[TO BE DONE]:
Transcribe the material exactly. Images do not belong in the copy.

[INFORMATION SHOWN]:
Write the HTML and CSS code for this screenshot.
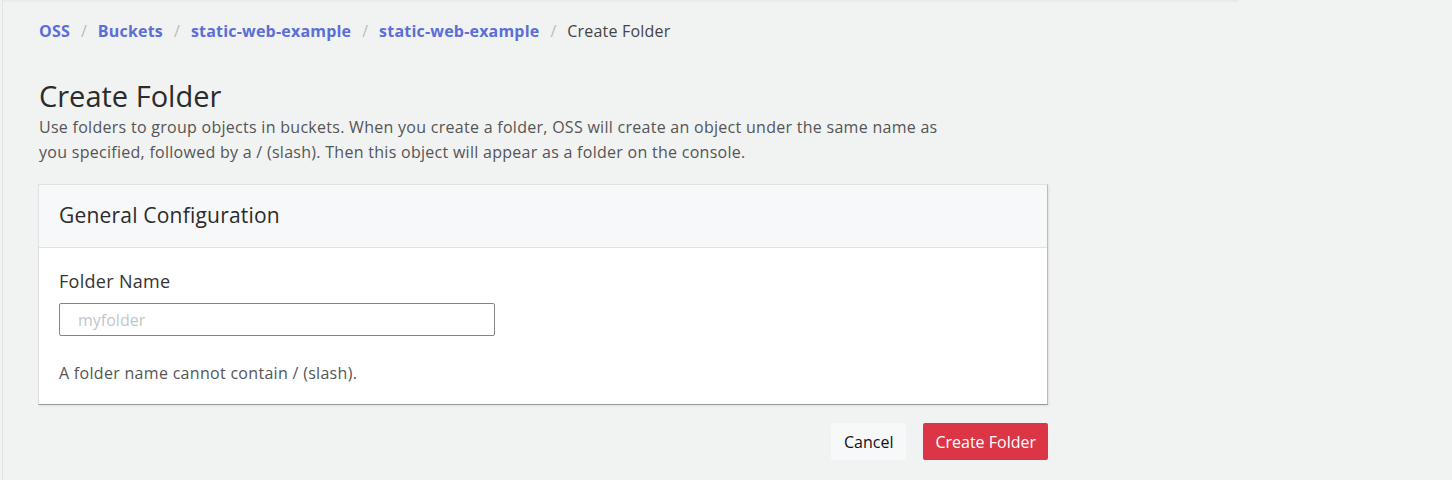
FILE: index.html
```html
<!DOCTYPE html>
<html>
<head>
<meta charset="utf-8">
<link rel="stylesheet" href="styles.css">
</head>
<body>
<div class="frame">
  <div class="topline"></div>
  <main class="page">
    <nav class="crumbs">
      <a class="crumb-link">OSS</a><span class="sep">/</span>
      <a class="crumb-link">Buckets</a><span class="sep">/</span>
      <a class="crumb-link">static-web-example</a><span class="sep">/</span>
      <a class="crumb-link">static-web-example</a><span class="sep">/</span>
      <span class="crumb-current">Create Folder</span>
    </nav>
    <h1 class="title">Create Folder</h1>
    <p class="desc">Use folders to group objects in buckets. When you create a folder, OSS will create an object under the same name as<br>you specified, followed by a / (slash). Then this object will appear as a folder on the console.</p>
    <section class="card">
      <header class="card-head">General Configuration</header>
      <div class="card-body">
        <label class="label">Folder Name</label>
        <input class="input" type="text" placeholder="myfolder">
        <p class="help">A folder name cannot contain / (slash).</p>
      </div>
    </section>
    <div class="actions">
      <button class="btn btn-cancel">Cancel</button>
      <button class="btn btn-primary">Create Folder</button>
    </div>
  </main>
</div>
</body>
</html>
```

FILE: styles.css
```css
html, body {
  margin: 0;
  padding: 0;
  background: #f1f2f2;
  height: 100%;
}
body {
  font-family: "Open Sans", "Noto Sans", sans-serif;
  color: #333;
}
.frame {
  margin-left: 2px;
  border-left: 1px solid #e2e3e3;
  min-height: 480px;
  box-sizing: border-box;
}
.topline {
  width: 1235px;
  height: 3px;
  background: linear-gradient(#e6e7e7, #f1f2f2);
}
.page {
  padding-left: 35px;
  width: 1010px;
}
.crumbs {
  display: flex;
  align-items: center;
  height: 22px;
  margin-top: 17px;
  padding-left: 1px;
  font-size: 16px;
}
.crumb-link {
  color: #5a6fd8;
  font-weight: 700;
  letter-spacing: 0.2px;
}
.sep {
  color: #bbb;
  margin: 0 11px;
}
.crumb-current {
  color: #444;
  letter-spacing: 0.2px;
}
.title {
  margin: 36px 0 0 1px;
  font-size: 29px;
  font-weight: 400;
  line-height: 36px;
  color: #2b2b2b;
}
.desc {
  margin: 1px 0 0 1px;
  font-size: 16px;
  letter-spacing: 0.28px;
  line-height: 25px;
  color: #555;
}
.card {
  margin-top: 19px;
  background: #fff;
  border: 1px solid #dfe1e3;
  border-right-color: #b8bebe;
  border-bottom-color: #8e9c9c;
  box-shadow: 1px 1px 2px rgba(0,0,0,0.08);
}
.card-head {
  height: 63px;
  box-sizing: border-box;
  padding: 0 20px 2px;
  display: flex;
  align-items: center;
  background: #f7f8fa;
  border-bottom: 1px solid #dfe2e5;
  font-size: 21px;
  letter-spacing: 0.2px;
  color: #2b2b2b;
}
.card-body {
  padding: 20px 20px 20px;
  display: flex;
  flex-direction: column;
  align-items: flex-start;
}
.label {
  font-size: 18px;
  letter-spacing: 0.3px;
  line-height: 26px;
  color: #333;
}
.input {
  margin-top: 9px;
  width: 436px;
  height: 33px;
  box-sizing: border-box;
  border: 1px solid #858585;
  border-radius: 2px;
  padding: 0 18px;
  font-family: inherit;
  font-size: 16px;
  background: #fff;
}
.input::placeholder {
  color: #c2c6cc;
}
.help {
  margin: 26px 0 0;
  font-size: 16px;
  letter-spacing: 0.3px;
  line-height: 22px;
  color: #555;
}
.actions {
  display: flex;
  justify-content: flex-end;
  gap: 17px;
  margin-top: 18px;
}
.btn {
  height: 37px;
  border: none;
  border-radius: 2px;
  font-family: inherit;
  font-size: 16px;
  padding: 0 12px;
}
.btn-cancel {
  background: #f7f8fa;
  color: #111;
  padding: 0 13px;
}
.btn-primary {
  background: #dc3545;
  color: #fff;
}
```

[ANSWER FOR THIS EXERCISE]:
Write the HTML and CSS code for this screenshot.
FILE: index.html
```html
<!DOCTYPE html>
<html>
<head>
<meta charset="utf-8">
<link rel="stylesheet" href="styles.css">
</head>
<body>
<div class="frame">
  <div class="topline"></div>
  <main class="page">
    <nav class="crumbs">
      <a class="crumb-link">OSS</a><span class="sep">/</span>
      <a class="crumb-link">Buckets</a><span class="sep">/</span>
      <a class="crumb-link">static-web-example</a><span class="sep">/</span>
      <a class="crumb-link">static-web-example</a><span class="sep">/</span>
      <span class="crumb-current">Create Folder</span>
    </nav>
    <h1 class="title">Create Folder</h1>
    <p class="desc">Use folders to group objects in buckets. When you create a folder, OSS will create an object under the same name as<br>you specified, followed by a / (slash). Then this object will appear as a folder on the console.</p>
    <section class="card">
      <header class="card-head">General Configuration</header>
      <div class="card-body">
        <label class="label">Folder Name</label>
        <input class="input" type="text" placeholder="myfolder">
        <p class="help">A folder name cannot contain / (slash).</p>
      </div>
    </section>
    <div class="actions">
      <button class="btn btn-cancel">Cancel</button>
      <button class="btn btn-primary">Create Folder</button>
    </div>
  </main>
</div>
</body>
</html>
```

FILE: styles.css
```css
html, body {
  margin: 0;
  padding: 0;
  background: #f1f2f2;
  height: 100%;
}
body {
  font-family: "Open Sans", "Noto Sans", sans-serif;
  color: #333;
}
.frame {
  margin-left: 2px;
  border-left: 1px solid #e2e3e3;
  min-height: 480px;
  box-sizing: border-box;
}
.topline {
  width: 1235px;
  height: 3px;
  background: linear-gradient(#e6e7e7, #f1f2f2);
}
.page {
  padding-left: 35px;
  width: 1010px;
}
.crumbs {
  display: flex;
  align-items: center;
  height: 22px;
  margin-top: 17px;
  padding-left: 1px;
  font-size: 16px;
}
.crumb-link {
  color: #5a6fd8;
  font-weight: 700;
  letter-spacing: 0.2px;
}
.sep {
  color: #bbb;
  margin: 0 11px;
}
.crumb-current {
  color: #444;
  letter-spacing: 0.2px;
}
.title {
  margin: 36px 0 0 1px;
  font-size: 29px;
  font-weight: 400;
  line-height: 36px;
  color: #2b2b2b;
}
.desc {
  margin: 1px 0 0 1px;
  font-size: 16px;
  letter-spacing: 0.28px;
  line-height: 25px;
  color: #555;
}
.card {
  margin-top: 19px;
  background: #fff;
  border: 1px solid #dfe1e3;
  border-right-color: #b8bebe;
  border-bottom-color: #8e9c9c;
  box-shadow: 1px 1px 2px rgba(0,0,0,0.08);
}
.card-head {
  height: 63px;
  box-sizing: border-box;
  padding: 0 20px 2px;
  display: flex;
  align-items: center;
  background: #f7f8fa;
  border-bottom: 1px solid #dfe2e5;
  font-size: 21px;
  letter-spacing: 0.2px;
  color: #2b2b2b;
}
.card-body {
  padding: 20px 20px 20px;
  display: flex;
  flex-direction: column;
  align-items: flex-start;
}
.label {
  font-size: 18px;
  letter-spacing: 0.3px;
  line-height: 26px;
  color: #333;
}
.input {
  margin-top: 9px;
  width: 436px;
  height: 33px;
  box-sizing: border-box;
  border: 1px solid #858585;
  border-radius: 2px;
  padding: 0 18px;
  font-family: inherit;
  font-size: 16px;
  background: #fff;
}
.input::placeholder {
  color: #c2c6cc;
}
.help {
  margin: 26px 0 0;
  font-size: 16px;
  letter-spacing: 0.3px;
  line-height: 22px;
  color: #555;
}
.actions {
  display: flex;
  justify-content: flex-end;
  gap: 17px;
  margin-top: 18px;
}
.btn {
  height: 37px;
  border: none;
  border-radius: 2px;
  font-family: inherit;
  font-size: 16px;
  padding: 0 12px;
}
.btn-cancel {
  background: #f7f8fa;
  color: #111;
  padding: 0 13px;
}
.btn-primary {
  background: #dc3545;
  color: #fff;
}
```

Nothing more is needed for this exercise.